Second, there are no technologies, new or old, that can provide any meaningful level of cleanup of algae in a lake the size of Jordan. In-lake techniques to improve water quality, such as harvesting, aeration, and algaecides, can be effective in ponds (or, at best, in small lakes), but they are not intended for large waterbodies. Further, there is no evidence that these techniques will result in compliance with the chlorophyll a criterion in Jordan Lake.

We are both engineers with great faith that many of today’s problems can be solved through technology. But we do not subscribe to blind faith in technology to correct preventable problems. A first principle of responsible stewardship for any public water supply is to protect the watershed. There are viable, proven means of reducing inputs of nutrients and other pollutants to reservoirs that are embodied in the Jordan and Falls Lake Rules. These inputs will only increase as the affected communities and municipalities grow if appropriate watershed management plans are not in place. And, standard engineering practice before implementing any proposed new technology is to evaluate it thoroughly, in context and at a relevant scale, especially when the consequences of failure have implications for public health.
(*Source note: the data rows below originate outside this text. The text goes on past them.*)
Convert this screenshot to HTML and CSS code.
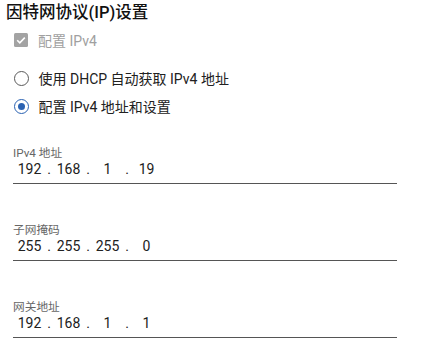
FILE: index.html
```html
<!DOCTYPE html>
<html lang="zh-CN">
<head>
    <meta charset="UTF-8">
    <title>因特网协议(IP)设置</title>
    <link rel="stylesheet" href="styles.css">
</head>
<body>
    <div class="panel">
        <h1 class="title">因特网协议(IP)设置</h1>

        <label class="option check-row disabled">
            <svg class="checkbox" width="14" height="14" viewBox="0 0 14 14">
                <rect width="14" height="14" rx="1.5" fill="#a3a3a3"/>
                <polyline points="3.2,7.2 5.8,9.8 10.8,4.6" fill="none" stroke="#fff" stroke-width="1.6"/>
            </svg>
            <span>配置 IPv4</span>
        </label>

        <div class="options">
            <label class="option">
                <span class="radio"></span>
                <span>使用 DHCP 自动获取 IPv4 地址</span>
            </label>
            <label class="option">
                <span class="radio checked"></span>
                <span>配置 IPv4 地址和设置</span>
            </label>
        </div>

        <div class="field">
            <div class="field-label">IPv4 地址</div>
            <div class="ip">
                <span class="seg">192</span><span class="dot">.</span>
                <span class="seg">168</span><span class="dot">.</span>
                <span class="seg">1</span><span class="dot">.</span>
                <span class="seg">19</span>
            </div>
        </div>

        <div class="field">
            <div class="field-label">子网掩码</div>
            <div class="ip">
                <span class="seg">255</span><span class="dot">.</span>
                <span class="seg">255</span><span class="dot">.</span>
                <span class="seg">255</span><span class="dot">.</span>
                <span class="seg">0</span>
            </div>
        </div>

        <div class="field">
            <div class="field-label">网关地址</div>
            <div class="ip">
                <span class="seg">192</span><span class="dot">.</span>
                <span class="seg">168</span><span class="dot">.</span>
                <span class="seg">1</span><span class="dot">.</span>
                <span class="seg">1</span>
            </div>
        </div>
    </div>
</body>
</html>
```

FILE: styles.css
```css
body {
    margin: 0;
    background: #fff;
    font-family: Roboto, "Noto Sans CJK SC", sans-serif;
    color: #212121;
}

.panel {
    width: 422px;
    padding-top: 3px;
}

.title {
    margin: 0;
    padding-left: 6px;
    font-size: 16.5px;
    font-weight: 500;
    line-height: 20px;
    color: #111;
}

.option {
    display: flex;
    align-items: center;
    gap: 10px;
    height: 28px;
    padding-left: 14px;
    font-size: 14px;
}

.check-row {
    margin-top: 3px;
}

.disabled {
    color: #a0a0a0;
}

.checkbox {
    flex: none;
}

.options {
    margin-top: 10px;
}

.radio {
    flex: none;
    box-sizing: border-box;
    width: 15px;
    height: 15px;
    margin-left: -0.5px;
    border: 1.5px solid #5a5a5a;
    border-radius: 50%;
    display: flex;
    align-items: center;
    justify-content: center;
}

.radio.checked {
    border-color: #2a62b2;
}

.radio.checked::after {
    content: "";
    width: 7px;
    height: 7px;
    border-radius: 50%;
    background: #2a62b2;
}

.field {
    margin: 26px 25px 0 13px;
    border-bottom: 1px solid #555;
    padding-bottom: 5px;
}

.field + .field {
    margin-top: 39px;
}

.field-label {
    font-size: 11.7px;
    line-height: 14px;
    color: #666;
}

.ip {
    display: flex;
    padding-left: 1.5px;
    font-size: 14px;
    line-height: 18px;
}

.seg {
    width: 30px;
    text-align: center;
}

.dot {
    width: 9px;
    text-align: center;
}
```
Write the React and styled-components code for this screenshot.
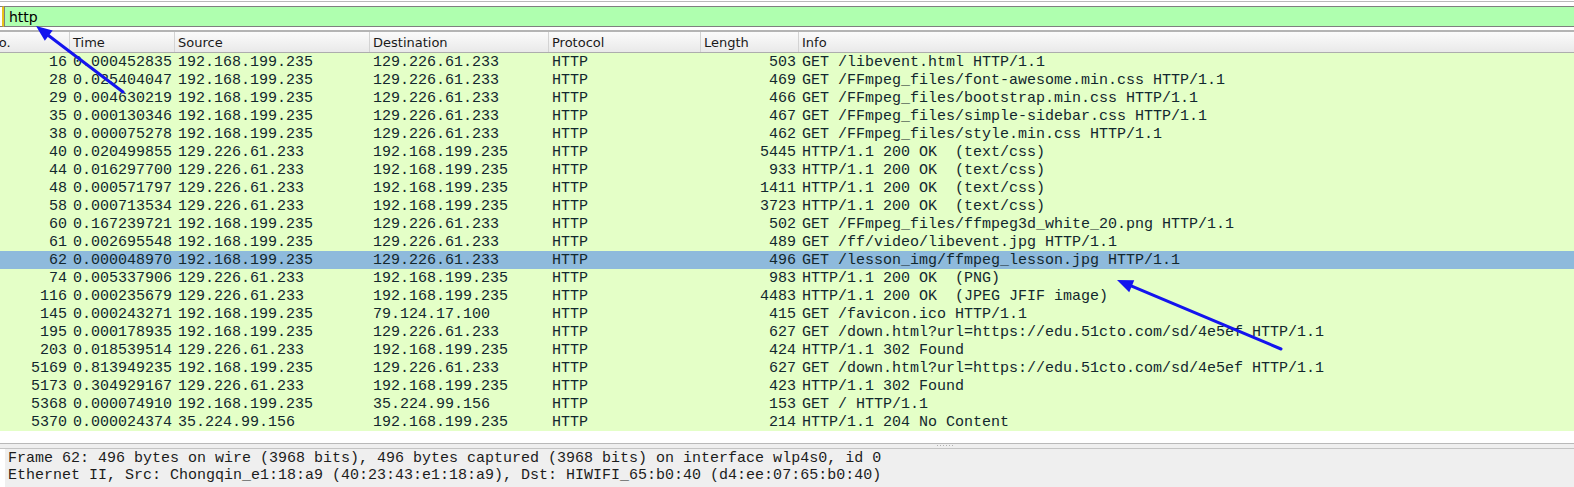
import React from "react";
import styled, { createGlobalStyle } from "styled-components";

const rowFg = "#12272e";
const mono = `"Liberation Mono", "DejaVu Sans Mono", monospace`;
const sans = `"DejaVu Sans", "Noto Sans", sans-serif`;

const GlobalStyle = createGlobalStyle`
  html, body {
    margin: 0;
    padding: 0;
    background: #ffffff;
  }
  #root {
    height: 487px;
    overflow: hidden;
  }
`;

const Window = styled.div`
  position: relative;
  height: 487px;
  display: flex;
  flex-direction: column;
  overflow: hidden;
`;

const FilterArea = styled.div`
  margin-top: 1px;
  border-top: 1px solid #b9b9b9;
  padding: 4px 0 3px;
`;

const FilterBar = styled.div`
  display: flex;
  height: 21px;
`;

const BookmarkStub = styled.div`
  width: 2px;
  background: #ffffff;
  border-right: 2px solid #e8c21a;
  border-top: 1px solid #7f7f7f;
  border-bottom: 1px solid #7f7f7f;
`;

const FilterInput = styled.div`
  flex: 1;
  display: flex;
  align-items: center;
  padding-left: 4px;
  background: #afffaf;
  border: 1px solid #7f7f7f;
  border-right: none;
  font-family: ${sans};
  font-size: 14px;
  color: #000000;
`;

const PacketList = styled.div`
  border-top: 2px solid #b4b4b4;
  overflow: hidden;
  flex: none;
  height: 411px;
`;

const Table = styled.div`
  margin-left: -14px;
  width: 1588px;
`;

const cols = "84px 105px 195px 179px 152px 98px 1fr";

const HeaderRow = styled.div`
  display: grid;
  grid-template-columns: ${cols};
  height: 20px;
  background: linear-gradient(#fbfbfb, #e9e9e9);
  border-bottom: 1px solid #adadad;
`;

const HeaderCell = styled.div`
  display: flex;
  align-items: center;
  padding-left: 3px;
  font-family: ${sans};
  font-size: 13px;
  color: #1a1a1a;
  border-right: ${(p) => (p.$last ? "none" : "1px solid #d3d3d3")};
  white-space: nowrap;
`;

const Row = styled.div`
  display: grid;
  grid-template-columns: ${cols};
  height: 18px;
  background: ${(p) => (p.$selected ? "#8ebadc" : "#e4ffc7")};
  color: ${rowFg};
  font-family: ${mono};
  font-size: 15px;
`;

const Cell = styled.div`
  padding: 1px 3px 0;
  line-height: 17px;
  white-space: pre;
  overflow: hidden;
  text-align: ${(p) => (p.$right ? "right" : "left")};
`;

const Splitter = styled.div`
  position: relative;
  height: 4px;
  background: #efefef;
  border-top: 1px solid #b9b9b9;
  border-bottom: 1px solid #c4c4c4;
`;

const Grip = styled.div`
  position: absolute;
  left: 937px;
  top: 1px;
  width: 16px;
  height: 1px;
  background: repeating-linear-gradient(90deg, #b0b0b0 0 1px, transparent 1px 3px);
`;

const DetailsWrap = styled.div`
  flex: 1;
  padding-left: 5px;
  display: flex;
`;

const Details = styled.div`
  flex: 1;
  background: #efefef;
  padding: 1px 0 0 3px;
  font-family: ${mono};
  font-size: 15px;
  line-height: 17px;
  color: #1c1c1c;
  white-space: pre;
`;

const Overlay = styled.svg`
  position: absolute;
  left: 0;
  top: 0;
  pointer-events: none;
`;

const headers = ["No.", "Time", "Source", "Destination", "Protocol", "Length", "Info"];

const A = "192.168.199.235";
const B = "129.226.61.233";

const packets = [
  ["16", "0.000452835", A, B, "503", "GET /libevent.html HTTP/1.1"],
  ["28", "0.025404047", A, B, "469", "GET /FFmpeg_files/font-awesome.min.css HTTP/1.1"],
  ["29", "0.004630219", A, B, "466", "GET /FFmpeg_files/bootstrap.min.css HTTP/1.1"],
  ["35", "0.000130346", A, B, "467", "GET /FFmpeg_files/simple-sidebar.css HTTP/1.1"],
  ["38", "0.000075278", A, B, "462", "GET /FFmpeg_files/style.min.css HTTP/1.1"],
  ["40", "0.020499855", B, A, "5445", "HTTP/1.1 200 OK  (text/css)"],
  ["44", "0.016297700", B, A, "933", "HTTP/1.1 200 OK  (text/css)"],
  ["48", "0.000571797", B, A, "1411", "HTTP/1.1 200 OK  (text/css)"],
  ["58", "0.000713534", B, A, "3723", "HTTP/1.1 200 OK  (text/css)"],
  ["60", "0.167239721", A, B, "502", "GET /FFmpeg_files/ffmpeg3d_white_20.png HTTP/1.1"],
  ["61", "0.002695548", A, B, "489", "GET /ff/video/libevent.jpg HTTP/1.1"],
  ["62", "0.000048970", A, B, "496", "GET /lesson_img/ffmpeg_lesson.jpg HTTP/1.1"],
  ["74", "0.005337906", B, A, "983", "HTTP/1.1 200 OK  (PNG)"],
  ["116", "0.000235679", B, A, "4483", "HTTP/1.1 200 OK  (JPEG JFIF image)"],
  ["145", "0.000243271", A, "79.124.17.100", "415", "GET /favicon.ico HTTP/1.1"],
  ["195", "0.000178935", A, B, "627", "GET /down.html?url=https://edu.51cto.com/sd/4e5ef HTTP/1.1"],
  ["203", "0.018539514", B, A, "424", "HTTP/1.1 302 Found"],
  ["5169", "0.813949235", A, B, "627", "GET /down.html?url=https://edu.51cto.com/sd/4e5ef HTTP/1.1"],
  ["5173", "0.304929167", B, A, "423", "HTTP/1.1 302 Found"],
  ["5368", "0.000074910", A, "35.224.99.156", "153", "GET / HTTP/1.1"],
  ["5370", "0.000024374", "35.224.99.156", A, "214", "HTTP/1.1 204 No Content"],
];

// arrow drawn tail -> tip, filled head at the tip
function Arrow({ x1, y1, x2, y2, color }) {
  const dx = x2 - x1;
  const dy = y2 - y1;
  const len = Math.hypot(dx, dy);
  const ux = dx / len;
  const uy = dy / len;
  const headLen = 16;
  const headW = 6.5;
  const bx = x2 - ux * headLen;
  const by = y2 - uy * headLen;
  const pts = [
    [x2, y2],
    [bx - uy * headW, by + ux * headW],
    [bx + uy * headW, by - ux * headW],
  ]
    .map((p) => p.join(","))
    .join(" ");
  return (
    <g>
      <line x1={x1} y1={y1} x2={bx + ux * 2} y2={by + uy * 2} stroke={color} strokeWidth="3" strokeLinecap="round" />
      <polygon points={pts} fill={color} />
    </g>
  );
}

export default function App() {
  return (
    <>
      <GlobalStyle />
      <Window>
        <FilterArea>
          <FilterBar>
            <BookmarkStub />
            <FilterInput>http</FilterInput>
          </FilterBar>
        </FilterArea>

        <PacketList>
          <Table>
            <HeaderRow>
              {headers.map((h, i) => (
                <HeaderCell key={h} $last={i === headers.length - 1}>
                  {h}
                </HeaderCell>
              ))}
            </HeaderRow>
            {packets.map((p) => (
              <Row key={p[0]} $selected={p[0] === "62"}>
                <Cell $right>{p[0]}</Cell>
                <Cell>{p[1]}</Cell>
                <Cell>{p[2]}</Cell>
                <Cell>{p[3]}</Cell>
                <Cell>HTTP</Cell>
                <Cell $right>{p[4]}</Cell>
                <Cell>{p[5]}</Cell>
              </Row>
            ))}
          </Table>
        </PacketList>

        <Splitter>
          <Grip />
        </Splitter>

        <DetailsWrap>
          <Details>
            {"Frame 62: 496 bytes on wire (3968 bits), 496 bytes captured (3968 bits) on interface wlp4s0, id 0\n"}
            {"Ethernet II, Src: Chongqin_e1:18:a9 (40:23:43:e1:18:a9), Dst: HIWIFI_65:b0:40 (d4:ee:07:65:b0:40)"}
          </Details>
        </DetailsWrap>

        <Overlay width="1574" height="487" viewBox="0 0 1574 487">
          <Arrow x1={123} y1={92} x2={36} y2={26} color="#1414ee" />
          <Arrow x1={1281} y1={349} x2={1117} y2={280} color="#1414ee" />
        </Overlay>
      </Window>
    </>
  );
}
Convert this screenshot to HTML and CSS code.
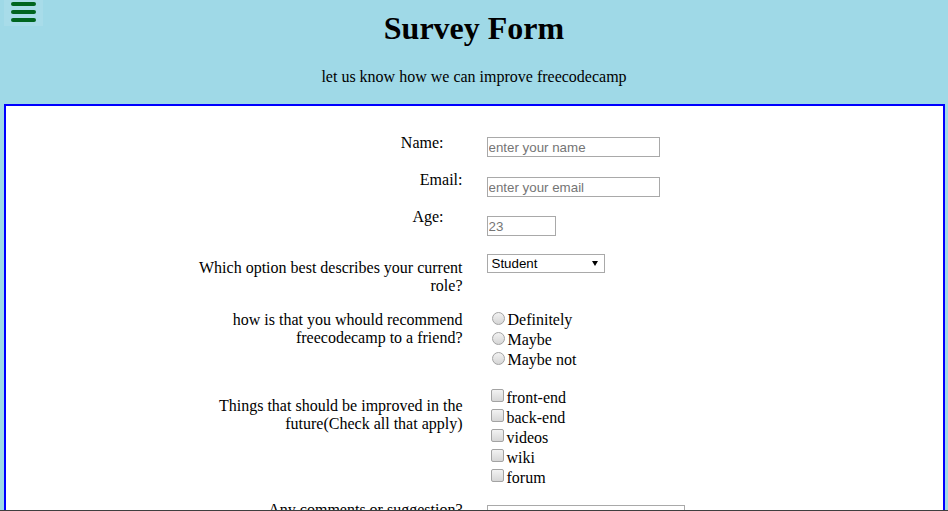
FILE: index.html
```html
<!DOCTYPE html>
<html lang="en">
<head>
<meta charset="utf-8">
<title>Survey Form</title>
<link rel="stylesheet" href="styles.css">
</head>
<body>
<header class="top">
  <button class="menu-btn" type="button" aria-label="menu">
    <svg width="25" height="20" viewBox="0 0 25 20">
      <rect x="0" y="0" width="25" height="4" rx="2" fill="#00651f"/>
      <rect x="0" y="8" width="25" height="4" rx="2" fill="#00651f"/>
      <rect x="0" y="16" width="25" height="4" rx="2" fill="#00651f"/>
    </svg>
  </button>
  <h1 class="title">Survey Form</h1>
  <p class="subtitle">let us know how we can improve freecodecamp</p>
</header>

<form class="survey">
  <div class="row r1">
    <label class="q q-indent" for="name">Name:</label>
    <div class="ctl"><input class="txt txt-long" id="name" type="text" placeholder="enter your name"></div>
  </div>
  <div class="row r2">
    <label class="q" for="email">Email:</label>
    <div class="ctl"><input class="txt txt-long" id="email" type="email" placeholder="enter your email"></div>
  </div>
  <div class="row r3">
    <label class="q q-indent" for="age">Age:</label>
    <div class="ctl"><input class="txt txt-short" id="age" type="number" placeholder="23"></div>
  </div>
  <div class="row r4">
    <label class="q" for="role">Which option best describes your current role?</label>
    <div class="ctl">
      <span class="select-wrap">
        <select id="role" class="sel">
          <option>Student</option>
          <option>Full Time Job</option>
          <option>Full Time Learner</option>
          <option>Other</option>
        </select>
      </span>
    </div>
  </div>
  <div class="row r5">
    <div class="q">how is that you whould recommend freecodecamp to a friend?</div>
    <div class="ctl">
      <div class="opt"><input class="radio" type="radio" name="rec" id="r-def"><label for="r-def">Definitely</label></div>
      <div class="opt"><input class="radio" type="radio" name="rec" id="r-may"><label for="r-may">Maybe</label></div>
      <div class="opt"><input class="radio" type="radio" name="rec" id="r-not"><label for="r-not">Maybe not</label></div>
    </div>
  </div>
  <div class="row r6">
    <div class="q">Things that should be improved in the future(Check all that apply)</div>
    <div class="ctl">
      <div class="opt"><input class="check" type="checkbox" id="c1"><label for="c1">front-end</label></div>
      <div class="opt"><input class="check" type="checkbox" id="c2"><label for="c2">back-end</label></div>
      <div class="opt"><input class="check" type="checkbox" id="c3"><label for="c3">videos</label></div>
      <div class="opt"><input class="check" type="checkbox" id="c4"><label for="c4">wiki</label></div>
      <div class="opt"><input class="check" type="checkbox" id="c5"><label for="c5">forum</label></div>
    </div>
  </div>
  <div class="row r7">
    <label class="q" for="comments">Any comments or suggestion?</label>
    <div class="ctl"><textarea id="comments" class="area"></textarea></div>
  </div>
</form>
</body>
</html>
```

FILE: styles.css
```css
html, body {
  margin: 0;
  padding: 0;
}

body {
  background: #9fd9e7;
  font-family: "Liberation Serif", "Times New Roman", serif;
  font-size: 16px;
  color: #000;
}

body::after {
  content: "";
  position: fixed;
  left: 0;
  right: 0;
  bottom: 0;
  height: 1px;
  background: #3f3f3f;
}

.top {
  text-align: center;
  padding: 10px 0 18px;
}

.menu-btn {
  position: absolute;
  top: 0;
  left: 4px;
  width: 39px;
  height: 26px;
  padding: 2px 7px 4px;
  margin: 0;
  border: 0;
  background: rgba(255, 255, 255, 0.1);
  display: block;
  line-height: 0;
}

.menu-btn svg {
  display: block;
}

.title {
  margin: 0;
  font-size: 32px;
  font-weight: bold;
  line-height: 37px;
}

.subtitle {
  margin: 21px 0 0;
  line-height: 18px;
}

.survey {
  margin: 0 3px 0 4px;
  border: 2px solid #0000ff;
  background: #fff;
  padding: 28px 0 60px;
}

.row {
  display: grid;
  grid-template-columns: 1fr 1fr;
  column-gap: 24px;
  align-items: start;
}

.q {
  justify-self: end;
  max-width: 280px;
  text-align: right;
  line-height: 18px;
}

.q-indent {
  padding-right: 19px;
}

.ctl {
  line-height: 20px;
}

.r2 { margin-top: 14px; }
.r3 { margin-top: 11px; }
.r4 { margin-top: 18px; }
.r5 { margin-top: 15px; }
.r6 { margin-top: 18px; }
.r7 { margin-top: 13px; }

.r1 .txt { margin-top: 3px; }
.r2 .txt { margin-top: 6px; }
.r3 .txt { margin-top: 8px; }
.r4 .q { margin-top: 5px; }
.r5 .q { margin-top: 1px; }
.r6 .q { margin-top: 9px; }
.r7 .area { margin-top: 4px; }

.txt {
  display: block;
  box-sizing: border-box;
  height: 20px;
  border: 1px solid #a9a9a9;
  padding: 0 1px;
  margin: 0;
  font-family: "Liberation Sans", Arial, sans-serif;
  font-size: 13.33px;
  color: #000;
  background: #fff;
  outline: none;
}

.txt::placeholder {
  color: #757575;
}

.txt-long { width: 173px; }
.txt-short { width: 69px; }

.txt::-webkit-outer-spin-button,
.txt::-webkit-inner-spin-button {
  -webkit-appearance: none;
  margin: 0;
}

.select-wrap {
  position: relative;
  display: block;
  width: 118px;
  height: 19px;
}

.select-wrap::after {
  content: "";
  position: absolute;
  left: 105px;
  top: 7px;
  width: 0;
  height: 0;
  border-left: 3.5px solid transparent;
  border-right: 3.5px solid transparent;
  border-top: 5px solid #000;
  pointer-events: none;
}

.sel {
  -webkit-appearance: none;
  appearance: none;
  display: block;
  box-sizing: border-box;
  width: 118px;
  height: 19px;
  margin: 0;
  padding: 0 0 0 4px;
  border: 1px solid #a9a9a9;
  border-radius: 0;
  background: #fff;
  font-family: "Liberation Sans", Arial, sans-serif;
  font-size: 13.33px;
  line-height: 17px;
  color: #000;
}

.opt {
  height: 20px;
  line-height: 20px;
  white-space: nowrap;
}

.radio,
.check {
  -webkit-appearance: none;
  appearance: none;
  box-sizing: border-box;
  width: 13px;
  height: 13px;
  padding: 0;
  border: 1px solid #a3a3a3;
  background: linear-gradient(#f2f2f2, #d6d6d6);
}

.radio {
  border-radius: 50%;
  margin: 0 3px 0 5px;
  vertical-align: baseline;
}

.check {
  border-radius: 2px;
  margin: 0 3px 0 4px;
  vertical-align: 1px;
}

.area {
  display: block;
  box-sizing: border-box;
  width: 198px;
  height: 36px;
  margin: 0;
  border: 1px solid #a9a9a9;
  padding: 2px;
  resize: none;
  font-family: "Liberation Mono", monospace;
  font-size: 13px;
}
```
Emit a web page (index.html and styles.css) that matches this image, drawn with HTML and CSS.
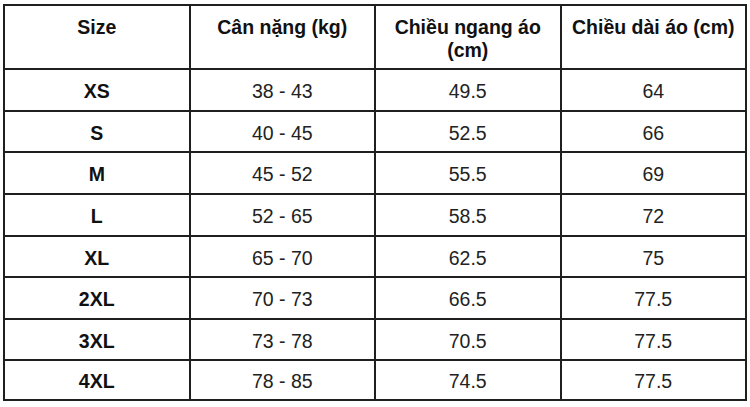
FILE: index.html
```html
<!DOCTYPE html>
<html lang="vi">
<head>
<meta charset="utf-8">
<link rel="stylesheet" href="styles.css">
</head>
<body>
<div class="wrap">
<table class="size-table">
  <colgroup><col class="c"><col class="c"><col class="c"><col class="c"></colgroup>
  <thead>
    <tr class="head">
      <th>Size</th>
      <th>Cân nặng (kg)</th>
      <th>Chiều ngang áo<br>(cm)</th>
      <th>Chiều dài áo (cm)</th>
    </tr>
  </thead>
  <tbody>
    <tr class="r42"><td class="sz">XS</td><td>38 - 43</td><td>49.5</td><td>64</td></tr>
    <tr class="r41"><td class="sz">S</td><td>40 - 45</td><td>52.5</td><td>66</td></tr>
    <tr class="r42"><td class="sz">M</td><td>45 - 52</td><td>55.5</td><td>69</td></tr>
    <tr class="r42"><td class="sz">L</td><td>52 - 65</td><td>58.5</td><td>72</td></tr>
    <tr class="r41"><td class="sz">XL</td><td>65 - 70</td><td>62.5</td><td>75</td></tr>
    <tr class="r42"><td class="sz">2XL</td><td>70 - 73</td><td>66.5</td><td>77.5</td></tr>
    <tr class="r41"><td class="sz">3XL</td><td>73 - 78</td><td>70.5</td><td>77.5</td></tr>
    <tr class="r40"><td class="sz">4XL</td><td>78 - 85</td><td>74.5</td><td>77.5</td></tr>
  </tbody>
</table>
</div>
</body>
</html>
```
FILE: styles.css
```css
html, body {
  margin: 0;
  padding: 0;
  background: #ffffff;
}
body {
  font-family: "Liberation Sans", Arial, sans-serif;
  color: #222222;
}
.wrap {
  padding: 4px 0 0 3px;
}
.size-table {
  border-collapse: collapse;
  table-layout: fixed;
  width: 742px;
  font-size: 19.5px;
}
.size-table .c {
  width: 185.5px;
}
.size-table th,
.size-table td {
  border: 2px solid #1f1f1f;
  text-align: center;
  padding: 0;
}
.size-table th {
  font-weight: bold;
  color: #111111;
  vertical-align: top;
  padding-top: 10px;
  line-height: 23px;
  height: 52px;
}
.size-table td {
  vertical-align: middle;
  line-height: 22px;
  padding-top: 2px;
}
.size-table .sz {
  font-weight: bold;
  color: #111111;
}
.r42 td { height: 38px; }
.r41 td { height: 37px; }
.r40 td { height: 36px; }
```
The nutrient management plans for Falls and Jordan Lakes have been based on sound scientific analysis and active stakeholder involvement. For Falls Lake, to further ensure that a deliberative process continues, a careful re-examination and refinement of the modeling and assessment that resulted in the Falls Lake Rules is in progress. In our view, this adaptive management approach is a far more prudent strategy for effective management of lakes than is the hasty and ill-conceived abandonment of the Jordan Lake Rules that is currently under consideration by the General Assembly.

Thursday, June 13, 2013

Skill Assessment and Statistical Hypothesis Testing for Model Evaluation

“Skill assessment” for water quality models refers to the results of a set of statistical and graphical techniques to quantify the goodness-of-fit for a water quality model. These techniques are applied to compare observations with model predictions; Stow et al. (2009) list and describes statistics such as the correlation coefficient, root mean square error, and average absolute error as skill assessment options for univariate comparisons.

In earlier work that preceded the “skill assessment” designation, Reckhow et al. (1990) proposed that a statistical test be used with observations and predictions to effectively serve as a model verification hypothesis test. Since statistical hypothesis tests are typically set up with the hope/goal of rejection of the null hypothesis, Reckhow et al. proposed that the test be structured so that rejection of the stated null hypothesis is indicative of a verified model, given a pre-specified acceptable error level. For example, consider the null hypothesis H0 where the true mean of the absolute values of the prediction error is 2 mg/L. And consider the alternative hypothesis H1 where the true mean of the absolute values of the prediction error is less than 2 mg/L. This is a one-sided test in that the rejection region and H1 are on only one side (less than). The hypotheses can be tested in the conventional manner, with rejection of H0 (and acceptance of H1) as the result indicating successful model verification. When the null hypothesis is true, the sampling distribution of the test statistic is centered on 2 mg/L, and the rejection region is located in the left tail of the distribution only. To test model goodness-of-fit with hypotheses assuming this structure, the model user must select an acceptable error level. In the example given here, the acceptable error level corresponds to 2 mg/L. In the paper, Reckhow et al. described applications of the chi square test, t-test, Kolmogorov-Smirnov test, regression analysis and the Wilcoxon test using this approach.
In a previous blog post (“Is Conventional Water Quality Modeling a Charade?” posted on April 30th) I suggested that in most cases the data set aside for verification are not that different from the calibration data. To make users aware of that fact, I proposed a statistic for model verification rigor based on the differences between the calibration and verification data. Ultimately, I think that a verification rigor statistic should be combined with the skill assessment statistics discussed above for an improved assessment of the confidence that a model user should have in model applications. I plan to address that approach in an upcoming blog post.
Reckhow, K.H., J.T. Clements, and R.C. Dodd. 1990. Statistical evaluation of mechanistic water quality models. Journal of Environmental Engineering. 116:250-268.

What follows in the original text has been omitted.